On the west walls of the transepts there is an interesting feature. A thick wall has subsequently been built in front of the inner wall, suggesting that vaulting had been planned. It is possible that this was an attempt to reduce the width which the vault would have to span. Of greater significance, however, for the development of Norman design is the passageway at the level of the windows, which was made possible with the building of the second wall. In this way the concept of the window passageway was born. It led not only to the abandonment of choir vaulting, but also to the breaking down of the continuity of the wall around the high windows.
The eastern parts of Jumieges were built only slightly later than the chancel and transept of Mont-Saint-Michel. The construction of the nave of Jumieges, on the other hand, just preceded the nave at Mont-Saint- Michel.

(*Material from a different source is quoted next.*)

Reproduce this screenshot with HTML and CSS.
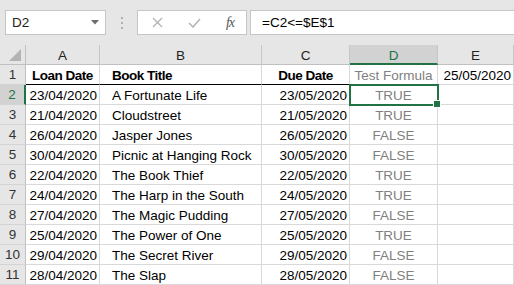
FILE: index.html
```html
<!DOCTYPE html>
<html lang="en">
<head>
    <meta charset="UTF-8">
    <title>Loan Dates</title>
    <link rel="stylesheet" href="styles.css">
</head>
<body>
    <div class="toolbar">
        <div class="name-box">
            <span>D2</span>
            <svg class="caret" width="8" height="5" viewBox="0 0 8 5"><path d="M0 0h8L4 4.5z" fill="#6d6d6d"/></svg>
        </div>
        <div class="grip"><i></i><i></i><i></i></div>
        <div class="fx-buttons">
            <svg width="11" height="11" viewBox="0 0 11 11"><path d="M1 1l9 9M10 1l-9 9" stroke="#b3b3b3" stroke-width="1.3" fill="none"/></svg>
            <svg width="13" height="10" viewBox="0 0 13 10"><path d="M1 5l4 4 7-8" stroke="#b3b3b3" stroke-width="1.5" fill="none"/></svg>
            <span class="fx">fx</span>
        </div>
        <div class="formula">=C2&lt;=$E$1</div>
    </div>

    <div class="sheet">
        <div class="corner"><span class="tri"></span></div>
        <div class="col-head">A</div>
        <div class="col-head">B</div>
        <div class="col-head">C</div>
        <div class="col-head active">D</div>
        <div class="col-head">E</div>

        <div class="row-head">1</div>
        <div class="cell mid bold rule">Loan Date</div>
        <div class="cell text bold rule">Book Title</div>
        <div class="cell mid bold rule">Due Date</div>
        <div class="cell mid gray">Test Formula</div>
        <div class="cell num">25/05/2020</div>
    </div>
    <div class="sheet" id="rows"></div>

    <script>
        const rows = [
            ['23/04/2020', 'A Fortunate Life', '23/05/2020', 'TRUE'],
            ['21/04/2020', 'Cloudstreet', '21/05/2020', 'TRUE'],
            ['26/04/2020', 'Jasper Jones', '26/05/2020', 'FALSE'],
            ['30/04/2020', 'Picnic at Hanging Rock', '30/05/2020', 'FALSE'],
            ['22/04/2020', 'The Book Thief', '22/05/2020', 'TRUE'],
            ['24/04/2020', 'The Harp in the South', '24/05/2020', 'TRUE'],
            ['27/04/2020', 'The Magic Pudding', '27/05/2020', 'FALSE'],
            ['25/04/2020', 'The Power of One', '25/05/2020', 'TRUE'],
            ['29/04/2020', 'The Secret River', '29/05/2020', 'FALSE'],
            ['28/04/2020', 'The Slap', '28/05/2020', 'FALSE']
        ];
        const grid = document.getElementById('rows');
        rows.forEach((r, i) => {
            const n = i + 2;
            grid.insertAdjacentHTML('beforeend', `
                <div class="row-head${n === 2 ? ' active' : ''}">${n}</div>
                <div class="cell num">${r[0]}</div>
                <div class="cell text">${r[1]}</div>
                <div class="cell num">${r[2]}</div>
                <div class="cell mid gray${n === 2 ? ' selected' : ''}">${r[3]}${n === 2 ? '<span class="handle"></span>' : ''}</div>
                <div class="cell"></div>
            `);
        });
    </script>
</body>
</html>
```

FILE: styles.css
```css
body {
    margin: 0;
    font-family: 'Liberation Sans', Arial, sans-serif;
    font-size: 13.5px;
    color: #000;
    background: #fff;
    overflow: hidden;
}
.toolbar {
    display: flex;
    align-items: center;
    height: 45px;
    padding: 0 0 0 5px;
    background: #e6e6e6;
    box-sizing: border-box;
}
.name-box {
    display: flex;
    align-items: center;
    justify-content: space-between;
    width: 101px;
    height: 25px;
    padding: 0 6px 0 6px;
    background: #fff;
    border: 1px solid #c6c6c6;
    box-sizing: border-box;
    color: #222;
}
.grip {
    display: flex;
    flex-direction: column;
    gap: 3px;
    width: 31px;
    align-items: center;
}
.grip i {
    width: 2px;
    height: 2px;
    background: #b0b0b0;
}
.fx-buttons {
    display: flex;
    align-items: center;
    justify-content: space-between;
    width: 110px;
    height: 25px;
    padding: 0 12px 0 14px;
    background: #fff;
    border: 1px solid #c6c6c6;
    box-sizing: border-box;
}
.fx {
    font-family: 'Liberation Serif', serif;
    font-style: italic;
    font-size: 14px;
    color: #555;
    letter-spacing: -1px;
}
.formula {
    flex: 1;
    height: 25px;
    margin-left: 3px;
    padding-left: 11px;
    line-height: 24px;
    background: #fff;
    border: 1px solid #c6c6c6;
    border-right: none;
    box-sizing: border-box;
}
.sheet {
    display: grid;
    grid-template-columns: 26px 74px 162px 88px 88px 75px 1fr;
    grid-auto-rows: 20px;
}
.sheet > div {
    box-sizing: border-box;
    border-right: 1px solid #d9d9d9;
    border-bottom: 1px solid #d9d9d9;
    line-height: 19px;
    white-space: nowrap;
    overflow: hidden;
}
.sheet .row-head:last-child,
.sheet .cell:nth-child(6n) {
    grid-column: 6 / 8;
}
.corner, .col-head, .row-head {
    background: #e6e6e6;
    color: #222;
    text-align: center;
}
.sheet > .corner {
    position: relative;
    border-right: 1px solid #c0c0c0;
    border-bottom: 1px solid #c0c0c0;
}
.tri {
    position: absolute;
    right: 4px;
    bottom: 3px;
    width: 0;
    height: 0;
    border-left: 12px solid transparent;
    border-bottom: 12px solid #b4b4b4;
}
.sheet > .col-head {
    border-right: 1px solid #c6c6c6;
    border-bottom: 1px solid #c0c0c0;
    padding-top: 1px;
}
.sheet > .col-head:nth-child(6) {
    grid-column: 6 / 8;
    text-align: left;
    padding-left: 33px;
}
.sheet > .col-head.active {
    background: #d2d2d2;
    color: #217346;
    border-bottom: 2px solid #217346;
}
.sheet > .row-head {
    border-right: 1px solid #c0c0c0;
    border-bottom: 1px solid #d4d4d4;
    color: #333;
}
.sheet > .row-head.active {
    background: #d2d2d2;
    color: #217346;
    border-right: 2px solid #217346;
}
.cell {
    padding: 1px 2px 0;
}
.num {
    text-align: right;
}
.mid {
    text-align: center;
}
.text {
    padding-left: 12px;
}
.bold {
    font-weight: bold;
    letter-spacing: -0.5px;
}
.gray {
    color: #808080;
}
.sheet > .rule {
    border-bottom: 1px solid #000;
}
.sheet > .selected {
    position: relative;
    overflow: visible;
    outline: 2px solid #217346;
    outline-offset: -1px;
    z-index: 1;
}
.handle {
    position: absolute;
    right: -4px;
    bottom: -4px;
    width: 6px;
    height: 6px;
    background: #217346;
    border: 1px solid #fff;
}
```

The builders of each church were fully aware of what was happening at the other. Mont-Saint-Michel had a polygonal ambulatory built over a gigantic substructure crypt, but, because of the sloping terrain, the ambulatory had no chapels. There was also a transept, which, together with the ambulatory, had the same elevation as Jumieges. The eastern parts were moreover modified in the late Gothic style. The nave is more richly decorated and is not proportioned in the same way as Jumieges. All the piers are identical and the bays are oblong. One arch in the arcades corresponds to two gallery arches, each of which has double openings and one slender clerestory window above. The strongly projecting responds do not support strainer arches and extend to the edge of the wooden barrel vault. It may be that strainer arches were rejected because they would have reduced the light from the clerestory windows. Moreover, the vertical articulation afforded by the responds was now perhaps considered indispensable. Nevertheless, this makes the wooden barrel vault at Mont- Saint-Michel look out of place above the nave. The supporting arches, supported by the responds, are absent here. Two different concepts of the interior space meet here unintentionally: the older concept found in Nivelles and Rheims, and the newer one whose impact rests on powerful vertical divisions.